With all this in place we could create a new lab. We need to choose to customize the VM to prepare the forensic evidence. We can run it as a template, and install things on it, do things to it, before we publish it to use in a training. This way we will have disk, memory and log artifacts ready to go.
If we want ping to work (and we do), we also need to change the Windows firewall settings on the VM, because Azure VM’s block pings by default. Blog post with details here. Tl;dr:
If you want to allow ping to/from the Internet, you will also have to allow that in the network security group. I don’t need that for my lab, so I didn’t do that.
We also needed an attacker. For this we created a new VM in Azure the normal way, in the same resource group used for the lab, and associating it to the same Vnet. From this attacker, we can run nmap, brute-force attacks, etc.
Then our lab is ready to publish, and we can just wait for our training event to start. Will it be a success? Time will show!
When attackers target our systems, they leave traces. The first place to look is really the logs. Hopefully the most important logs are being collected and sent to a SIEM (security incident and event management) system, but in any case, we need to know how to search logs to find traces of malicious activity. Let’s consider three very common attack scenarios:
• Brute-force attack on exposed remote access port (SSH or RDP) • Establishing persistence through a cron job or a scheduled task • Adding accounts or credentials to maintain persistence
Attackers leave footprints from their actions. The primary tool for figuring out what happened on a system, is log analysis.
Brute force
Brute-force attack: an attacker may try to gain access by guessing a password. This will be visible in logs through a number of failed logon attempts, often from the same ip address. If your system is exposed to the Internet, this is constantly ongoing. The attackers are not human operators but botnets scanning the entire Internet, hoping to gain access. An effective way of avoiding this is to reduce the attack surface and not expose RDP or SSH directly on the internet.
For Windows, failed logon attempts will generate event log entries with Event ID 4625. What you should be looking for is a number of failed attempts (ID 4625), followed by a successful attempt from the same ip address. Successful logins have Event ID 4624. You will need administrator privileges to read the Windows logs. You can use the Event Viewer application on Windows to do this, but if you want to create a more automated detection, you can use a PowerShell script to check the logs. You still need that administrator access though.
You can also use Get-EventLog if you are on PowerShell 5, but that commandlet is not longer present in Powershell 7.

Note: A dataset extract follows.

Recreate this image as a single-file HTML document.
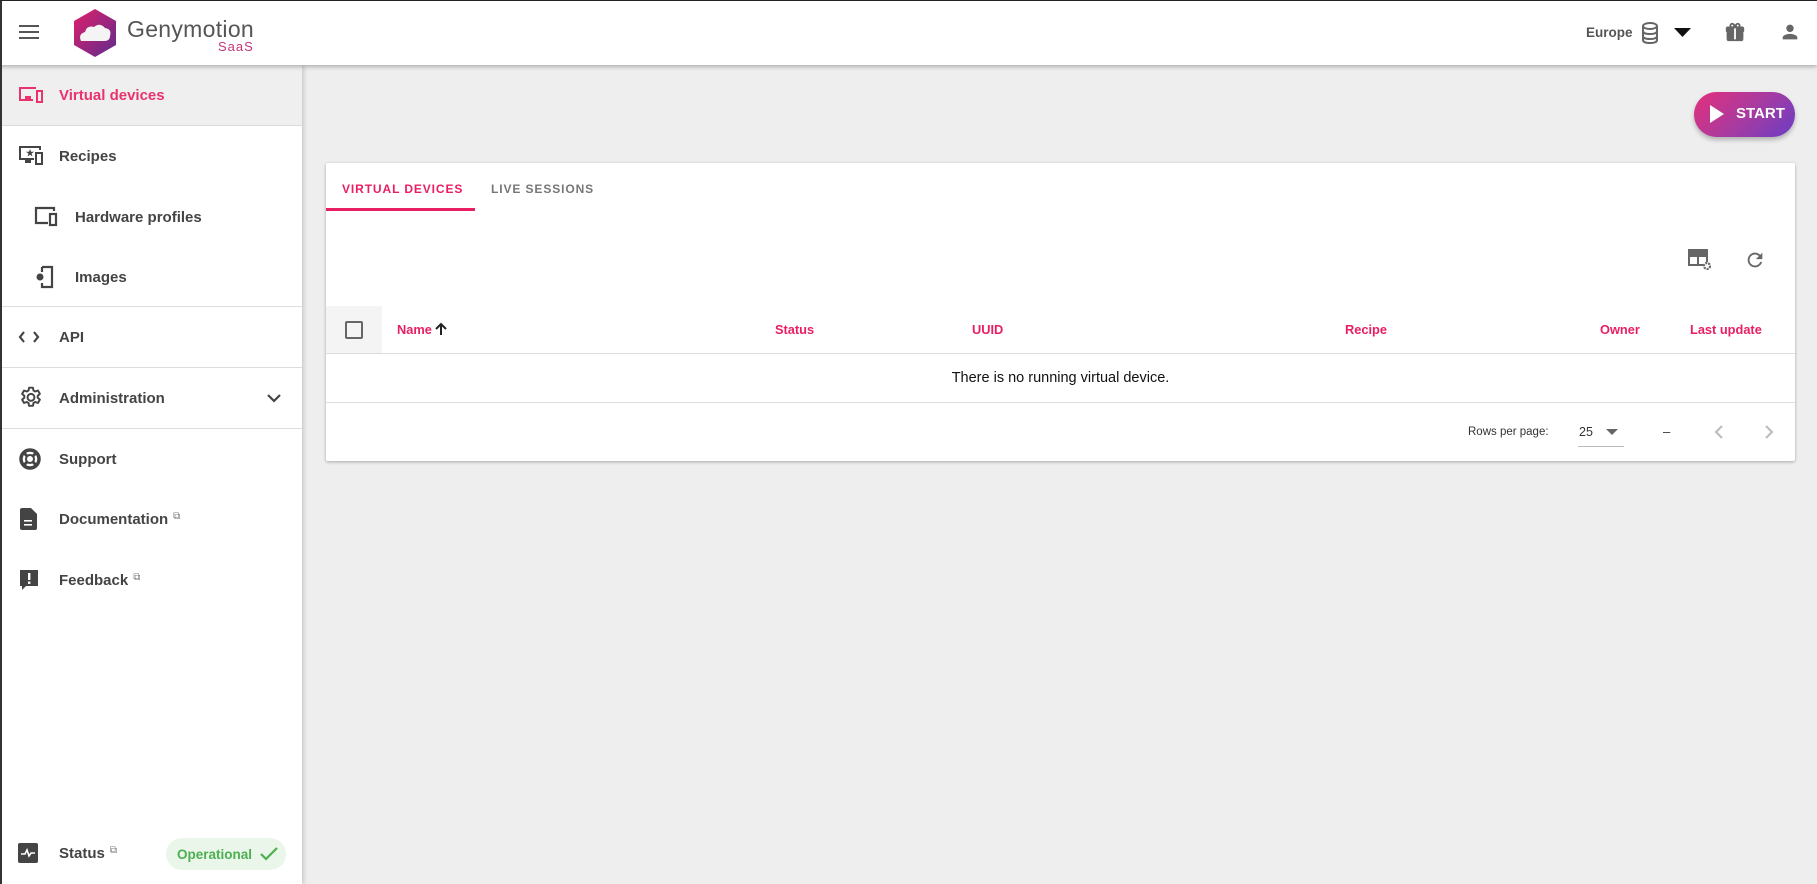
<!DOCTYPE html>
<html><head><meta charset="utf-8"><style>
*{box-sizing:border-box;margin:0;padding:0}
body{width:1817px;height:884px;overflow:hidden;background:#eeeeee;font-family:"Liberation Sans",Arial,sans-serif;position:relative}
.a{position:absolute}
#hdr{left:0;top:0;width:1817px;height:65px;background:#fff;box-shadow:0 2px 4px rgba(0,0,0,.25);z-index:3}
#side{left:0;top:65px;width:302px;height:819px;background:#fff;box-shadow:2px 0 4px rgba(0,0,0,.15);z-index:2}
.it{position:absolute;left:0;width:302px;display:flex;align-items:center;font-size:15px;font-weight:bold;color:#444}
.it svg{position:absolute;left:18px}
.it span{position:absolute;left:59px}
.sub svg{left:34px}.sub span{left:75px}
.div{position:absolute;left:0;width:302px;height:1px;background:#ddd}
.ext{font-size:10px;vertical-align:top;color:#777;margin-left:5px;font-weight:normal}
.th{position:absolute;top:322px;font-size:12.8px;font-weight:bold;color:#e91e63;line-height:16px}
</style></head><body>
<div id="hdr" class="a">
  <svg class="a" style="left:19px;top:23px" width="22" height="18" viewBox="0 0 22 18"><rect y="2" width="20" height="2" fill="#555"/><rect y="8" width="20" height="2" fill="#555"/><rect y="14" width="20" height="2" fill="#555"/></svg>
  <svg class="a" style="left:72px;top:8px" width="46" height="50" viewBox="0 0 46 50">
    <defs><linearGradient id="lg" x1="0" y1="0" x2="1" y2="1"><stop offset="0" stop-color="#e0206a"/><stop offset="1" stop-color="#5e2b8e"/></linearGradient></defs>
    <path d="M23 1 L44 13 L44 37 L23 49 L2 37 L2 13 Z" fill="url(#lg)"/>
    <path d="M9 33 Q6 26 13 24 Q15 17 22 19 Q28 14 33 20 Q40 21 38 28 Q38 33 32 33 Z" fill="#f4f4f4"/>
  </svg>
  <div class="a" style="left:127px;top:16px;font-size:23px;color:#555;letter-spacing:.3px">Genymotion</div>
  <div class="a" style="left:218px;top:39px;font-size:13px;color:#c2357a;letter-spacing:1px">SaaS</div>
  <div class="a" style="left:1586px;top:25px;font-size:13.5px;font-weight:bold;color:#555">Europe</div>
  <svg class="a" style="left:1641px;top:22px" width="18" height="22" viewBox="0 0 18 22"><g fill="none" stroke="#666" stroke-width="2"><ellipse cx="9" cy="4" rx="7" ry="3"/><path d="M2 4v14c0 2 3 3 7 3s7-1 7-3V4M2 9c0 2 3 3 7 3s7-1 7-3M2 14c0 2 3 3 7 3s7-1 7-3"/></g></svg>
  <svg class="a" style="left:1674px;top:28px" width="17" height="9" viewBox="0 0 17 9"><path d="M0 0h17L8.5 9z" fill="#111"/></svg>
  <svg class="a" style="left:1724px;top:21px" width="22" height="22" viewBox="0 0 24 24"><path fill="#666" d="M20 6h-2.18c.11-.31.18-.65.18-1 0-1.66-1.34-3-3-3-1.05 0-1.96.54-2.5 1.35l-.5.67-.5-.68C10.96 2.54 10.05 2 9 2 7.34 2 6 3.34 6 5c0 .35.07.69.18 1H4c-1.11 0-2 .89-2 2v3c0 .55.45 1 1 1h.01v8c0 1.1.89 2 2 2h14c1.1 0 2-.9 2-2v-8c.55 0 1-.45 1-1V8c0-1.11-.89-2-2-2zM15 4c.55 0 1 .45 1 1s-.45 1-1 1-1-.45-1-1 .45-1 1-1zM9 4c.55 0 1 .45 1 1s-.45 1-1 1-1-.45-1-1 .45-1 1-1z"/><rect x="3" y="8" width="8" height="12" fill="#666"/><rect x="13" y="8" width="8" height="12" fill="#666"/><rect x="11" y="8" width="2" height="12" fill="#fff"/></svg>
  <svg class="a" style="left:1779px;top:21px" width="22" height="22" viewBox="0 0 24 24"><path fill="#666" d="M12 12c2.21 0 4-1.79 4-4s-1.79-4-4-4-4 1.79-4 4 1.79 4 4 4zm0 2c-2.67 0-8 1.34-8 4v2h16v-2c0-2.66-5.33-4-8-4z"/></svg>
</div>

<div id="side" class="a">
  <div class="it" style="top:0;height:60px;background:#efefef;color:#e8336d">
    <svg width="26" height="20" viewBox="0 0 26 20"><g fill="none" stroke="#e8336d" stroke-width="2"><path d="M15 15H2V3h16"/><rect x="19" y="6" width="5" height="11"/></g><rect x="7" y="11" width="6" height="5" fill="#e8336d"/></svg>
    <span style="color:#e8336d">Virtual devices</span></div>
  <div class="div" style="top:60px"></div>
  <div class="it" style="top:66px;height:50px"><svg width="26" height="22" viewBox="0 0 26 22"><g fill="none" stroke="#444" stroke-width="2"><path d="M16 14H2V2h20v3"/><rect x="18" y="8" width="6" height="11"/></g><rect x="7" y="15" width="6" height="3" fill="#444"/><text x="8" y="11" font-size="9" fill="#444">★</text></svg><span>Recipes</span></div>
  <div class="it sub" style="top:127px;height:50px"><svg width="26" height="22" viewBox="0 0 26 22"><g fill="none" stroke="#444" stroke-width="2.2"><path d="M14 17H2V2h18v3"/><rect x="16" y="8" width="6" height="11"/></g></svg><span>Hardware profiles</span></div>
  <div class="it sub" style="top:187px;height:50px"><svg width="22" height="24" viewBox="0 0 22 24"><g fill="none" stroke="#444" stroke-width="2.2"><path d="M8 2h10v20H8v-4M8 2v5"/></g><circle cx="6" cy="12" r="3.5" fill="#444"/></svg><span>Images</span></div>
  <div class="div" style="top:241px"></div>
  <div class="it" style="top:247px;height:50px"><svg width="24" height="14" viewBox="0 0 24 14"><path d="M6 2L2 7l4 5M16 2l4 5-4 5" fill="none" stroke="#444" stroke-width="2.2"/></svg><span>API</span></div>
  <div class="div" style="top:302px"></div>
  <div class="it" style="top:308px;height:50px"><svg width="26" height="26" viewBox="0 0 24 24"><g fill="none" stroke="#444" stroke-width="1.8" stroke-linejoin="round"><path d="M10.2 2.5h3.6l.5 2.6 1.6.9 2.5-.9 1.8 3.1-2 1.7v1.9l2 1.7-1.8 3.1-2.5-.9-1.6.9-.5 2.6h-3.6l-.5-2.6-1.6-.9-2.5.9-1.8-3.1 2-1.7v-1.9l-2-1.7 1.8-3.1 2.5.9 1.6-.9z"/><circle cx="12" cy="11.4" r="3.2"/></g></svg><span>Administration</span>
    <svg style="left:266px" width="16" height="10" viewBox="0 0 16 10"><path d="M2 2l6 6 6-6" fill="none" stroke="#444" stroke-width="2.2"/></svg></div>
  <div class="div" style="top:363px"></div>
  <div class="it" style="top:369px;height:50px"><svg width="24" height="24" viewBox="0 0 24 24"><circle cx="12" cy="12" r="9" fill="none" stroke="#444" stroke-width="3.5"/><circle cx="12" cy="12" r="4" fill="none" stroke="#444" stroke-width="2"/><path d="M5 5l4 4M19 5l-4 4M5 19l4-4M19 19l-4-4" stroke="#444" stroke-width="3"/></svg><span>Support</span></div>
  <div class="it" style="top:429px;height:50px"><svg width="20" height="24" viewBox="0 0 20 24"><path d="M2 3q0-2 2-2h9l6 6v14q0 2-2 2H4q-2 0-2-2z" fill="#444"/><rect x="6" y="13" width="8" height="1.6" fill="#fff"/><rect x="6" y="17" width="8" height="1.6" fill="#fff"/></svg><span>Documentation<span class="ext" style="position:static">⧉</span></span></div>
  <div class="it" style="top:490px;height:50px"><svg width="22" height="24" viewBox="0 0 22 24"><path d="M2 2h18v16H8l-4 4v-4H2z" fill="#444"/><rect x="10" y="5" width="2.4" height="7" fill="#fff"/><rect x="10" y="13.5" width="2.4" height="2.4" fill="#fff"/></svg><span>Feedback<span class="ext" style="position:static">⧉</span></span></div>
  <div class="it" style="top:763px;height:50px"><svg width="20" height="20" viewBox="0 0 20 20"><rect width="20" height="20" rx="2" fill="#444"/><path d="M3 11h4l2-4 2 6 2-3h4" fill="none" stroke="#fff" stroke-width="1.6"/></svg><span>Status<span class="ext" style="position:static">⧉</span></span>
    <div class="a" style="left:166px;top:10px;width:120px;height:32px;border-radius:16px;background:#eaf6ea;color:#4caf50;font-size:13.5px;font-weight:bold;display:flex;align-items:center;padding-left:11px">Operational
      <svg style="position:absolute;left:93px;top:8px" width="20" height="16" viewBox="0 0 20 16"><path d="M2 8l5 5L18 2" fill="none" stroke="#4caf50" stroke-width="2.2"/></svg></div></div>
</div>

<div class="a" style="left:1694px;top:92px;width:101px;height:45px;border-radius:23px;background:linear-gradient(135deg,#e4307b,#a43ba2 55%,#6a3dc6);box-shadow:0 3px 5px rgba(0,0,0,.25);color:#fff;font-size:15px;font-weight:bold">
  <svg class="a" style="left:16px;top:13px" width="14" height="18" viewBox="0 0 14 18"><path d="M0 0l14 9-14 9z" fill="#fff"/></svg>
  <span class="a" style="left:42px;top:13px">START</span></div>

<div class="a" style="left:326px;top:163px;width:1469px;height:298px;background:#fff;box-shadow:0 1px 3px rgba(0,0,0,.3);border-radius:2px">
  <div class="a" style="left:16px;top:19px;font-size:12px;font-weight:bold;color:#e91e63;letter-spacing:.9px">VIRTUAL DEVICES</div>
  <div class="a" style="left:165px;top:19px;font-size:12px;font-weight:bold;color:#777;letter-spacing:.9px">LIVE SESSIONS</div>
  <div class="a" style="left:0;top:45px;width:149px;height:3px;background:#e91e63"></div>
  <svg class="a" style="left:1362px;top:86px" width="24" height="22" viewBox="0 0 24 22"><g fill="none" stroke="#666" stroke-width="2"><rect x="1" y="1" width="18" height="15"/><path d="M1 7h18M10 1v15"/></g><rect x="1" y="1" width="18" height="5" fill="#666"/><circle cx="19" cy="17" r="4" fill="#fff"/><circle cx="19" cy="17" r="3" fill="none" stroke="#666" stroke-width="2.2" stroke-dasharray="2 1"/></svg>
  <svg class="a" style="left:1418px;top:86px" width="22" height="22" viewBox="0 0 24 24"><path fill="#666" d="M17.65 6.35C16.2 4.9 14.21 4 12 4c-4.42 0-7.99 3.58-7.99 8s3.57 8 7.99 8c3.73 0 6.840-2.55 7.73-6h-2.08c-.82 2.33-3.04 4-5.65 4-3.31 0-6-2.69-6-6s2.69-6 6-6c1.66 0 3.14.69 4.22 1.78L13 11h7V4l-2.35 2.35z"/></svg>
  <div class="a" style="left:0;top:143px;width:56px;height:47px;background:#f4f4f4"></div>
  <div class="a" style="left:19px;top:158px;width:18px;height:18px;border:2px solid #666;border-radius:2px"></div>
  <div class="a" style="left:0;top:190px;width:1469px;height:1px;background:#ddd"></div>
  <div class="a" style="left:0;top:239px;width:1469px;height:1px;background:#ddd"></div>
  <div class="a" style="left:0;top:207px;width:1469px;text-align:center;font-size:14.5px;color:#111">There is no running virtual device.</div>
  <div class="a" style="left:1142px;top:263px;font-size:11.5px;color:#333">Rows per page:</div>
  <div class="a" style="left:1253px;top:262px;font-size:12.5px;color:#333">25</div>
  <svg class="a" style="left:1280px;top:266px" width="12" height="7" viewBox="0 0 12 7"><path d="M0 0h12L6 6z" fill="#666"/></svg>
  <div class="a" style="left:1252px;top:283px;width:46px;height:1px;background:#bbb"></div>
  <div class="a" style="left:1337px;top:261px;font-size:13px;color:#333">–</div>
  <svg class="a" style="left:1388px;top:262px" width="10" height="14" viewBox="0 0 10 14"><path d="M8 1L2 7l6 6" fill="none" stroke="#bbb" stroke-width="2"/></svg>
  <svg class="a" style="left:1438px;top:262px" width="10" height="14" viewBox="0 0 10 14"><path d="M2 1l6 6-6 6" fill="none" stroke="#bbb" stroke-width="2"/></svg>
</div>
<div class="th" style="left:397px">Name <svg width="12" height="14" viewBox="0 0 12 14" style="vertical-align:-2px"><path d="M6 13V2M1 7l5-5 5 5" fill="none" stroke="#222" stroke-width="2"/></svg></div>
<div class="th" style="left:775px">Status</div>
<div class="th" style="left:972px">UUID</div>
<div class="th" style="left:1345px">Recipe</div>
<div class="th" style="left:1600px">Owner</div>
<div class="th" style="left:1690px">Last update</div>
<div class="a" style="left:0;top:0;width:2px;height:884px;background:#333;z-index:5"></div>
<div class="a" style="left:0;top:0;width:1817px;height:1px;background:#222;z-index:5"></div>
</body></html>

For attacks on SSH on Linux, you will find entries in the authpriv file. But the easiest way to spot malicious logon attempts is to use the command “lastb” that will show you the last failed logon attempts. This command requires sudo privileges. If you correlate a series of failed attempts reported by “lastb” with a successful attempt found in “authpriv” from the same ip address, you probably have a breach.
lastb: The last 10 failed login attempts on a cloud hosted VM exposing SSH on port 22 to the Internet.
Persistence
Let’s move on to persistence through scheduled tasks or cron jobs
The Event ID you are looking for on Windows is 4698. This means a scheduled task was created. There are many reasons to create scheduled tasks; it can be related to software updates, cleanup operations, synchronization tasks and many other things. It is also a popular way to establish persistence for an attacker. If you have managed to drop a script or a binary file on a target machine, and set a scheduled task to execute this on a fixed interval, for example every 5 minutes, you have an easy way to make malware reach out to a command and control server on the Internet.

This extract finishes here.